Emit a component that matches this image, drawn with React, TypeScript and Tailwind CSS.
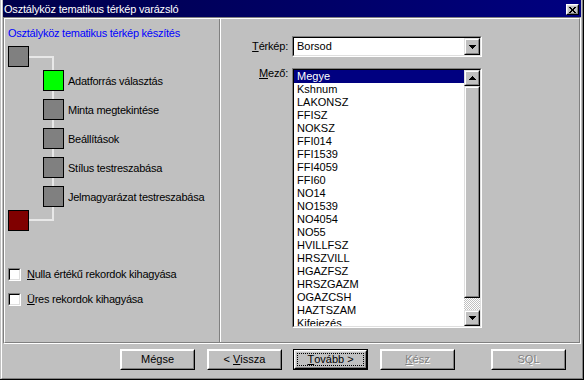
import React from "react";

const raised =
  "border border-t-[#dfdfdf] border-l-[#dfdfdf] border-r-black border-b-black";
const raisedInner =
  "border border-t-white border-l-white border-r-[#808080] border-b-[#808080]";
const sunken =
  "border border-t-[#808080] border-l-[#808080] border-r-white border-b-white";
const sunkenInner =
  "border border-t-black border-l-black border-r-[#dfdfdf] border-b-[#dfdfdf]";

function DownArrow() {
  return (
    <svg width="7" height="4" viewBox="0 0 7 4" shapeRendering="crispEdges">
      <path d="M0 0h7v1h-1v1h-1v1h-1v1h-1v-1h-1v-1h-1v-1h-1z" fill="#000" />
    </svg>
  );
}

function UpArrow() {
  return (
    <svg width="7" height="4" viewBox="0 0 7 4" shapeRendering="crispEdges">
      <path d="M3 0h1v1h1v1h1v1h1v1h-7v-1h1v-1h1v-1h1z" fill="#000" />
    </svg>
  );
}

function CloseGlyph() {
  return (
    <svg width="7" height="6" viewBox="0 0 7 6" shapeRendering="crispEdges">
      <path
        d="M0 0h2v1h-2z M5 0h2v1h-2z M1 1h2v1h-2z M4 1h2v1h-2z M2 2h3v2h-3z M1 4h2v1h-2z M4 4h2v1h-2z M0 5h2v1h-2z M5 5h2v1h-2z"
        fill="#000"
      />
    </svg>
  );
}

function ScrollBtn({ children }: { children: React.ReactNode }) {
  return (
    <div className={`w-[16px] h-[16px] bg-[#c0c0c0] ${raised}`}>
      <div className={`h-full ${raisedInner} flex items-center justify-center`}>
        {children}
      </div>
    </div>
  );
}

function Btn({
  children,
  disabled,
  className,
}: {
  children: React.ReactNode;
  disabled?: boolean;
  className?: string;
}) {
  return (
    <div className={`w-[75px] h-[21px] bg-[#c0c0c0] ${raised.replace("#dfdfdf", "#dfdfdf")} ${className ?? ""} border-t-white border-l-white`}>
      <div
        className={`h-full ${raisedInner} border-t-[#dfdfdf] border-l-[#dfdfdf] flex items-center justify-center ${
          disabled ? "text-[#808080] [text-shadow:1px_1px_0_#ffffff]" : ""
        }`}
      >
        {children}
      </div>
    </div>
  );
}

function DefaultBtn({ children }: { children: React.ReactNode }) {
  return (
    <div className="w-[75px] h-[21px] bg-[#c0c0c0] border border-black ml-[11px]">
      <div className="h-full border border-t-white border-l-white border-r-black border-b-black">
        <div className="h-full border border-t-[#dfdfdf] border-l-[#dfdfdf] border-r-[#808080] border-b-[#808080] p-px">
          <div className="h-full border border-dotted border-black flex items-center justify-center">
            {children}
          </div>
        </div>
      </div>
    </div>
  );
}

function Square({ color }: { color: string }) {
  return (
    <div
      className={`relative w-[21px] h-[21px] border border-black shrink-0 ${color}`}
    />
  );
}

function Checkbox() {
  return (
    <div className={`w-[13px] h-[13px] shrink-0 ${sunken}`}>
      <div className={`h-full ${sunkenInner} bg-white`} />
    </div>
  );
}

export default function App() {
  const items = [
    "Megye",
    "Kshnum",
    "LAKONSZ",
    "FFISZ",
    "NOKSZ",
    "FFI014",
    "FFI1539",
    "FFI4059",
    "FFI60",
    "NO14",
    "NO1539",
    "NO4054",
    "NO55",
    "HVILLFSZ",
    "HRSZVILL",
    "HGAZFSZ",
    "HRSZGAZM",
    "OGAZCSH",
    "HAZTSZAM",
    "Kifejezés",
  ];
  const steps = [
    { label: "Adatforrás választás", color: "bg-[#00ff00]" },
    { label: "Minta megtekintése", color: "bg-[#808080]" },
    { label: "Beállítások", color: "bg-[#808080]" },
    { label: "Stílus testreszabása", color: "bg-[#808080]" },
    { label: "Jelmagyarázat testreszabása", color: "bg-[#808080]" },
  ];

  return (
    <div className="w-[584px] h-[380px] bg-[#c0c0c0] pl-px border-r border-b border-black overflow-hidden text-[11px] leading-[13px] text-black font-['Liberation_Sans',Arial,sans-serif] select-none">
      <div className="h-full border-l border-r border-b border-l-white border-r-[#808080] border-b-[#808080] flex flex-col">
        {/* Title bar */}
        <div className="ml-px w-[578px] h-[17px] shrink-0 bg-gradient-to-r from-[#00004a] to-[#000080] flex items-start justify-between">
          <div className="pl-[1px] pt-[3px] text-white tracking-[-0.2px]">
            Osztályköz tematikus térkép varázsló
          </div>
          <div className={`mt-[4px] mr-[2px] w-[13px] h-[11px] bg-[#c0c0c0] border border-t-white border-l-white border-r-black border-b-black`}>
            <div className="h-full border border-t-[#dfdfdf] border-l-[#dfdfdf] border-r-[#808080] border-b-[#808080] flex items-center justify-center">
              <CloseGlyph />
            </div>
          </div>
        </div>

        {/* Etched frame */}
        <div className="ml-px w-[578px] h-[327px] shrink-0 border border-t-[#808080] border-l-[#808080] border-r-white border-b-white">
          <div className="h-full border border-t-white border-l-white border-r-[#808080] border-b-[#808080] flex">
            {/* Left panel */}
            <div className="w-[214px] shrink-0 pl-[3px] pt-[8px] flex flex-col tracking-[-0.25px]">
              <div className="text-[#0000ff] h-[13px]">
                Osztályköz tematikus térkép készítés
              </div>

              <div className="relative mt-[6px]">
                <div className="absolute left-[20px] top-[10px] w-[26px] h-[2px] bg-[#e8e8e8]" />
                <div className="absolute left-[44px] top-[10px] w-[2px] h-[165px] bg-[#e8e8e8]" />
                <div className="absolute left-[20px] top-[173px] w-[26px] h-[2px] bg-[#e8e8e8]" />

                <Square color="bg-[#808080]" />
                <div className="mt-[3px] flex flex-col gap-[8px]">
                  {steps.map((s) => (
                    <div key={s.label} className="ml-[35px] h-[21px] flex items-center gap-[4px]">
                      <Square color={s.color} />
                      <span className="pt-px">{s.label}</span>
                    </div>
                  ))}
                </div>
                <div className="mt-[3px]">
                  <Square color="bg-[#800000]" />
                </div>
              </div>

              <div className="mt-[37px] flex flex-col gap-[12px]">
                <div className="flex items-center gap-[6px] h-[13px]">
                  <Checkbox />
                  <span>
                    <span className="underline underline-offset-[1px]">N</span>ulla értékű rekordok kihagyása
                  </span>
                </div>
                <div className="flex items-center gap-[6px] h-[13px]">
                  <Checkbox />
                  <span>
                    <span className="underline underline-offset-[1px]">Ü</span>res rekordok kihagyása
                  </span>
                </div>
              </div>
            </div>

            {/* Divider */}
            <div className="w-[2px] shrink-0 border-l border-r border-l-[#808080] border-r-white" />

            {/* Right panel */}
            <div className="flex-1 pt-[17px] flex flex-col">
              <div className="flex items-center h-[21px]">
                <div className="w-[67px] text-right tracking-[-0.2px]">
                  <span className="underline underline-offset-[1px]">T</span>érkép:
                </div>
                <div className={`ml-[4px] w-[190px] h-[21px] ${sunken}`}>
                  <div className={`h-full ${sunkenInner} bg-white flex`}>
                    <div className="flex-1 pl-[3px] flex items-center">Borsod</div>
                    <div className={`w-[16px] h-full bg-[#c0c0c0] ${raised}`}>
                      <div className={`h-full ${raisedInner} flex items-center justify-center`}>
                        <DownArrow />
                      </div>
                    </div>
                  </div>
                </div>
              </div>

              <div className="mt-[11px] flex items-start">
                <div className="w-[67px] text-right -mt-px tracking-[-0.2px]">
                  <span className="underline underline-offset-[1px]">M</span>ező:
                </div>
                <div className={`ml-[4px] w-[190px] h-[260px] ${sunken}`}>
                  <div className={`h-full ${sunkenInner} bg-white flex`}>
                    <div className="flex-1 overflow-hidden">
                      {items.map((it, i) => (
                        <div
                          key={it}
                          className={
                            i === 0
                              ? "h-[13px] pl-[3px] bg-[#000080] text-white"
                              : "h-[13px] pl-[3px]"
                          }
                        >
                          {it}
                        </div>
                      ))}
                    </div>
                    <div className="w-[16px] shrink-0 flex flex-col">
                      <ScrollBtn>
                        <UpArrow />
                      </ScrollBtn>
                      <div className={`w-[16px] h-[212px] bg-[#c0c0c0] ${raised}`}>
                        <div className={`h-full ${raisedInner}`} />
                      </div>
                      <div className="w-[16px] h-[12px] bg-[repeating-conic-gradient(#ffffff_0%_25%,#c0c0c0_0%_50%)] bg-size-[2px_2px]" />
                      <ScrollBtn>
                        <DownArrow />
                      </ScrollBtn>
                    </div>
                  </div>
                </div>
              </div>
            </div>
          </div>
        </div>

        {/* Buttons */}
        <div className="pt-[5px] flex items-start">
          <Btn className="ml-[118px]">Mégse</Btn>
          <Btn className="ml-[12px]">
            &lt; <span className="underline underline-offset-[1px] ml-[3px]">V</span>issza
          </Btn>
          <DefaultBtn>
            <span className="underline underline-offset-[1px]">T</span>ovább &gt;
          </DefaultBtn>
          <Btn className="ml-[12px]" disabled>
            <span className="underline underline-offset-[1px]">K</span>ész
          </Btn>
          <Btn className="ml-[36px]" disabled>
            SQL
          </Btn>
        </div>
      </div>
    </div>
  );
}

_WORK TO COMPLETE_
Repeat, with no pictures, each line from the beginning of the data through the line containing "import React from", inclusive.

_SOLUTION TO THIS EXERCISE_
Emit a component that matches this image, drawn with React, TypeScript and Tailwind CSS.
import React from "react";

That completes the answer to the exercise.